Are girls with eating disorders an oppressed minority? I ask this question because the rexies are demanding some respect.
“. . . if you want sympathy for your ‘disease,’ you are an anorexic,” declared an activist on Rexia-World. “If you want respect and admiration for your lifestyle of choice, you are a rexie . . . Anorexics die. Rexies don’t. Have we understood the difference? This site is for us rexies, who are proud of our accomplishments, and the accomplishments that lie ahead. We will never die.”
The rexies want us to accept their alternative lifestyle choices and their alternative aesthetic criteria. “I believe in a wholly black and white world, the losing of weight, the recrimination for sins, the abnegation of the body and a life ever fasting,” declared a convert on Anorexic Nation.
“Starvation is fulfilling,” declared one rexie. “Colors become brighter, sounds sharper, odors so much more savory and penetrating that inhalation fills every fiber and pore of the body. The greatest enjoyment of food is actually found when never a morsel passes the lips.”
This may not be your notion of the enjoyment of food, but it is the opinion of someone who speaks for many other young women. Are these young women deluded or are they a social minority with perspectives a liberal society is obligated to respect?
The pro-ana (anorexic) websites boast names such as “Ana by Choice,” “Anorexic Nation,” “Totally in Control,” and “The Mirror Never Lies.” There are more than 400 of these sites where rexies solicit funds for legal battles, promote pro-ana media programs, solicit names for petitions and recruit more members. Do-gooders want to shut them down. The rexies are fighting back:
“This is a gathering point for sentient individuals who are working to cause changes to occur in body in conformity to will. There are no victims here, and maturity is measured in the acceptance of personal responsibility, not the number of birthdays survived.”
They are a society of teenage and twenty-something young women; they are an identity group.
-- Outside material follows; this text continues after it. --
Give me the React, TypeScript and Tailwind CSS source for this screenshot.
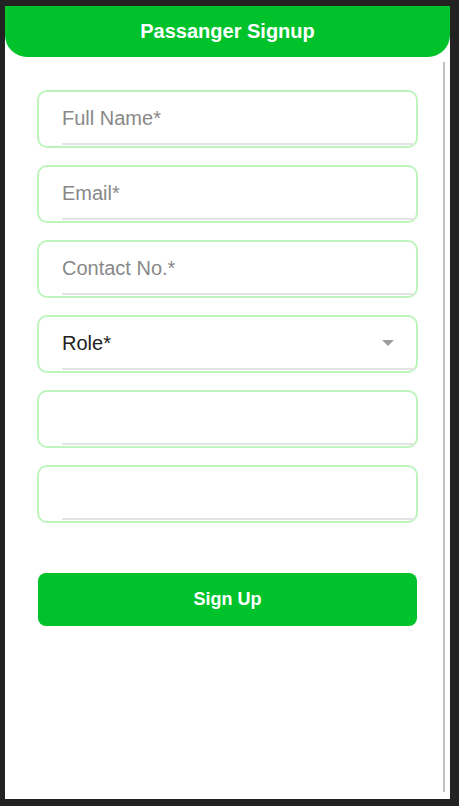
import React from "react";

const fields = [
  { label: "Full Name*", kind: "placeholder" },
  { label: "Email*", kind: "placeholder" },
  { label: "Contact No.*", kind: "placeholder" },
  { label: "Role*", kind: "select" },
  { label: "", kind: "empty" },
  { label: "", kind: "empty" },
];

const Field: React.FC<{ label: string; kind: string }> = ({ label, kind }) => (
  <div className="relative h-[58px] rounded-[10px] border-2 border-[#bdf5bd] flex items-center pl-[23px] pr-[22px] pb-[2px]">
    <span
      className={
        kind === "select"
          ? "text-[20px] text-[#222]"
          : "text-[20px] text-[#888]"
      }
    >
      {label}
    </span>
    {kind === "select" && (
      <span className="ml-auto w-0 h-0 border-l-[6px] border-r-[6px] border-t-[6px] border-l-transparent border-r-transparent border-t-[#9e9e9e]" />
    )}
    {/* underline */}
    <div className="absolute left-[23px] right-[1px] bottom-[1px] h-[2px] bg-[#e4e4e4]" />
  </div>
);

export default function App() {
  return (
    <div
      className="h-[806px] w-full bg-[#222222] pt-[6px] pl-[5px] pr-[9px] pb-[7px]"
      style={{ fontFamily: '"Liberation Sans", Arial, sans-serif' }}
    >
      <div className="relative h-full bg-white flex flex-col">
        <div className="h-[51px] shrink-0 bg-[#00c32c] rounded-b-[22px] flex items-center justify-center pb-[2px]">
          <h1 className="text-white font-bold text-[20px]">Passanger Signup</h1>
        </div>

        <div className="px-[32px] pt-[33px] flex flex-col gap-[17px]">
          {fields.map((f, i) => (
            <Field key={i} label={f.label} kind={f.kind} />
          ))}
          <button className="mt-[33px] mx-[1px] h-[53px] rounded-[8px] bg-[#00c32c] text-white font-bold text-[18px]">
            Sign Up
          </button>
        </div>

        {/* scrollbar */}
        <div className="absolute right-[5px] top-[56px] bottom-[7px] w-[2px] bg-[#c1c1c1]" />
      </div>
    </div>
  );
}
They tend to be strong-willed, Type A, alpha females who like to feel in control of their lives. They find the pro-ana websites empowering.
Their detractors argue that the rexies are leading a destructive lifestyle; they insist that the pro-ana websites reinforce rampant cognitive distortions. They call anorexia a biopsychosocial disorder because it has biological, psychological and social dimensions. Are the critics of fasting-by-choice onto something or are they just a bunch of backward and bigoted anaphobes with an undiagnosed cognitive disorder called adipophilia – a strange and creepy affection for body fat?
Join me in a thought experiment. Imagine that the rexies had the benefit of a pro-ana theorist who wrote a faster’s manifesto that re-imagined anorexics as an oppressed minority. Now imagine that some other pro-ana theorists, who were inspired by the first pro-ana theorist, were to script a very detailed media campaign for convincing all of the rest of America that anorexics were not freakishly strange people, but “really” smart, capable and in-control gals with admirable self-discipline who were making an alternative lifestyle choice that was a private matter protected by the United States Constitution.
Next imagine that the anorexics launched an aggressive campaign to disrupt speaking appearances by members of the American Psychiatric Association. Picture the rexies shouting down the psychiatrists and making a shambles of their efforts to build their careers. Suppose that this campaign was so intense that the American Psychiatric Association agreed to closed-door meetings with pro-ana militants that dragged on for a year and that at the end of that year the APA had agreed to allow the rexies to distribute a main-in ballot to every member of the APA asking them if it was time to drop anorexia nervosa from the APA’s manual of disorders, all of it to be carefully worded and funded by the rexies. Suppose that only a statistically worthless 25% of the membership bothered to return their ballots and that the rexies just barely won that meaningless vote and got anorexia scrubbed as a disorder from the APA’s definitive manual of disorders.
And finally imagine that the rexies were lavishly funded by “thinspiration” advocates in the “never-too-thin, never-too-rich” fashion industry and that popular “Slenderella” Hollywood actresses gave moving appeals for pro-ana tolerance and an end to rexie bashing.
If all of this is more than you can imagine, then come to terms with these historical facts: this fanciful arc of an upcoming Rise of the Rexies is exactly the pathway to “gay acceptance” that was paved by homosexual activists. This is the history of the Gay Movement.
A gutless clutch of careerists at the American Psychiatric Association were bullied into dropping homosexuality from the APA’s Diagnostic and Statistical Manual; they collapsed under a campaign of harassment and intimidation; removing homosexuality from the APA’s list of disorders was a political act, not a medical assessment.
The media campaign of gay activists is modeled on a battle plan scripted by the queer theorists Marshall Kirk and Erastes Pill. This strategic document is appropriately titled “The Overhauling of Straight America.” The single seminal gay theorist who got the gay movement started was a Communist Party loyalist named Harry Hay who sat down at his kitchen table one evening in 1946 and re-imagined homosexuals the way Karl Marx might have imagined them if Karl Marx had been a homosexual: as an oppressed minority.